> [Supplied material]:

-- begin --

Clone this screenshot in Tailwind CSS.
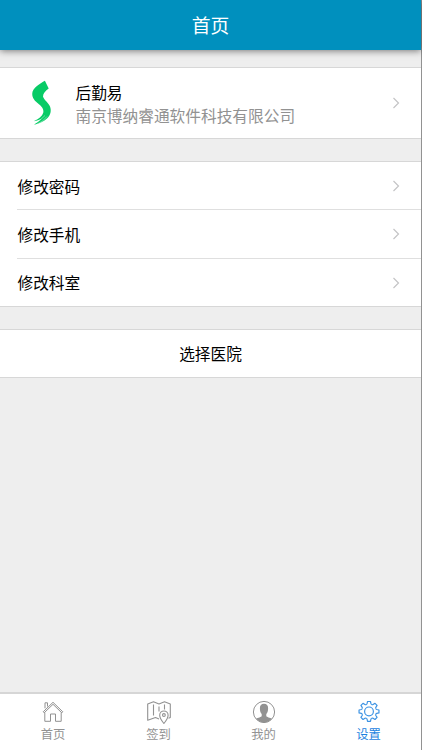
<!DOCTYPE html>
<html lang="zh-CN">
<head>
<meta charset="utf-8">
<meta name="viewport" content="width=device-width, initial-scale=1">
<title>首页</title>
<script src="https://cdn.jsdelivr.net/npm/@tailwindcss/browser@4"></script>
</head>
<body class="h-[750px] overflow-hidden bg-[#eeeeee] font-['Noto_Sans_CJK_SC',sans-serif] text-[15.7px] text-black">
<div class="flex h-[750px] w-[422px] flex-col border-r border-[#929292]">
  <header class="relative flex h-[50px] shrink-0 items-center justify-center bg-[#0090be] text-[18.8px] leading-none text-white shadow-[0_1px_7px_rgba(0,0,0,0.5)]">首页</header>

  <main class="flex grow flex-col">
    <section class="mt-[17px] flex h-[72px] items-center border-y border-[#d7d7d7] bg-white pr-[21px]">
      <svg class="ml-[31px] h-[48px] w-[22px] shrink-0" viewBox="0 0 22 48">
        <path fill="#08cb66" d="M13.900 1.800C9 4.500 3.500 8 1.600 12.500C.3 17.500 2.800 21 6.500 24C10.500 27 13 30 12.300 33.500C11.300 37.300 7.500 40 2.800 42.200C6 41.800 8.500 40.800 10.500 39.800C8.500 42 5.500 44 3 45.800C8.500 44.500 13 42.500 16 39.500C19.800 36 20.500 31.500 19 27.500C17.300 23.500 13 21 12 17.500C12 14.500 14.500 11.500 17.700 9.500Z"/>
        <path fill="none" stroke="#fff" stroke-opacity=".65" stroke-width=".6" d="M3 44.300Q10 41.500 14 36.500M5 45.600Q12 43 16 37.500"/>
      </svg>
      <div class="ml-[22.500px] flex grow flex-col pt-px leading-[23px]">
        <div>后勤易</div>
        <div class="text-[#929292]">南京博纳睿通软件科技有限公司</div>
      </div>
      <svg class="h-[12px] w-[8px]" viewBox="0 0 8 12" fill="none" stroke="#c4c4c6" stroke-width="1.200"><path d="M1.500 1L6.500 6L1.500 11"/></svg>
    </section>

    <section class="mt-[22px] h-[146px] border-y border-[#d7d7d7] bg-white pl-[17px]">
      <div class="flex h-[48px] items-center border-b border-[#dfdfdf] pr-[21px]"><span class="grow pt-[2px] pl-[0.500px]">修改密码</span>
        <svg class="h-[12px] w-[8px]" viewBox="0 0 8 12" fill="none" stroke="#c4c4c6" stroke-width="1.200"><path d="M1.500 1L6.500 6L1.500 11"/></svg></div>
      <div class="flex h-[49px] items-center border-b border-[#dfdfdf] pr-[21px]"><span class="grow pt-[2px] pl-[0.500px]">修改手机</span>
        <svg class="h-[12px] w-[8px]" viewBox="0 0 8 12" fill="none" stroke="#c4c4c6" stroke-width="1.200"><path d="M1.500 1L6.500 6L1.500 11"/></svg></div>
      <div class="flex h-[47px] items-center pr-[21px]"><span class="grow pt-px pl-[0.500px]">修改科室</span>
        <svg class="h-[12px] w-[8px]" viewBox="0 0 8 12" fill="none" stroke="#c4c4c6" stroke-width="1.200"><path d="M1.500 1L6.500 6L1.500 11"/></svg></div>
    </section>

    <section class="mt-[22px] flex h-[49px] items-center justify-center border-y border-[#d7d7d7] bg-white pt-px">选择医院</section>
  </main>

  <nav class="grid h-[58px] shrink-0 grid-cols-4 border-t-2 border-[#d6d6d6] bg-white pl-px text-[12.300px] leading-[16px] text-[#929292]">
    <div class="flex flex-col items-center pt-[6px] pr-px">
      <svg class="h-[24px] w-[24px]" viewBox="0 0 24 24" fill="none" stroke="#929292" stroke-width="1" stroke-linejoin="round">
        <path d="M2.200 11.800L12 2.300L21.800 11.800L20.800 12.800L12 4.300L3.200 12.800ZM4 8.300V2.800H6.500V6.500M3.800 12.500V21.300H9.500V14H14.500V21.300H20.200V12.500"/></svg>
      <span class="mt-[2px]">首页</span>
    </div>
    <div class="flex flex-col items-center pt-[6px]">
      <svg class="h-[24px] w-[24px]" viewBox="0 0 24 24" fill="none" stroke="#929292" stroke-width="1.100" stroke-linejoin="round">
        <path d="M12 19L8.500 17.500L.7 20.300V4L6.500 1.800L12 4L17.500 1.800L23.300 4V17.500L21.500 18.300M6.500 4.500V15.500M12 6.500V11.500M17.500 4.500V9.500"/>
        <path fill="#fff" d="M16.900 23.500C14.500 20.500 12.700 18 12.700 15.200A4.200 4.200 0 0 1 21.100 15.200C21.100 18 19.300 20.500 16.900 23.500Z"/><circle cx="16.900" cy="15" r="1.400"/></svg>
      <span class="mt-[2px]">签到</span>
    </div>
    <div class="flex flex-col items-center pt-[6px]">
      <svg class="h-[24px] w-[24px]" viewBox="0 0 24 24">
        <circle cx="12" cy="12" r="10.600" fill="none" stroke="#929292"/>
        <path fill="#929292" d="M12 3.800C9.200 3.800 7.800 5.700 7.900 8.200C7.900 11 8.500 12.700 9.700 14V16C9.300 17.300 6 17.500 4.100 18.700A10.300 10.300 0 0 0 19.900 18.700C18 17.500 14.700 17.300 14.300 16V14C15.500 12.700 16.100 11 16.100 8.200C16.200 5.700 14.800 3.800 12 3.800Z"/></svg>
      <span class="mt-[2px]">我的</span>
    </div>
    <div class="flex flex-col items-center pt-[6px] text-[#1c82e0]">
      <svg class="h-[24px] w-[24px]" viewBox="-12.300 -11.700 24.600 24.600" fill="none" stroke="#3b92e3" stroke-width="1.200" stroke-linejoin="round">
        <defs><path id="tooth" d="M-2.900 -7Q-2.200 -7.200 -2 -7.900L-1.500 -10.200H1.500L2 -7.900Q2.200 -7.200 2.900 -7"/></defs>
        <use href="#tooth"/><use href="#tooth" transform="rotate(45)"/><use href="#tooth" transform="rotate(90)"/><use href="#tooth" transform="rotate(135)"/>
        <use href="#tooth" transform="rotate(180)"/><use href="#tooth" transform="rotate(225)"/><use href="#tooth" transform="rotate(270)"/><use href="#tooth" transform="rotate(315)"/>
        <circle r="4.500"/></svg>
      <span class="mt-[2px]">设置</span>
    </div>
  </nav>
</div>
</body>
</html>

-- end --

> [Work to be completed]: Leave out any pictures, please, and quote only the lines from the top of the data through the line that contains "flex h-[50px] shrink-0".

> [Response]:
Clone this screenshot in Tailwind CSS.
<!DOCTYPE html>
<html lang="zh-CN">
<head>
<meta charset="utf-8">
<meta name="viewport" content="width=device-width, initial-scale=1">
<title>首页</title>
<script src="https://cdn.jsdelivr.net/npm/@tailwindcss/browser@4"></script>
</head>
<body class="h-[750px] overflow-hidden bg-[#eeeeee] font-['Noto_Sans_CJK_SC',sans-serif] text-[15.7px] text-black">
<div class="flex h-[750px] w-[422px] flex-col border-r border-[#929292]">
  <header class="relative flex h-[50px] shrink-0 items-center justify-center bg-[#0090be] text-[18.8px] leading-none text-white shadow-[0_1px_7px_rgba(0,0,0,0.5)]">首页</header>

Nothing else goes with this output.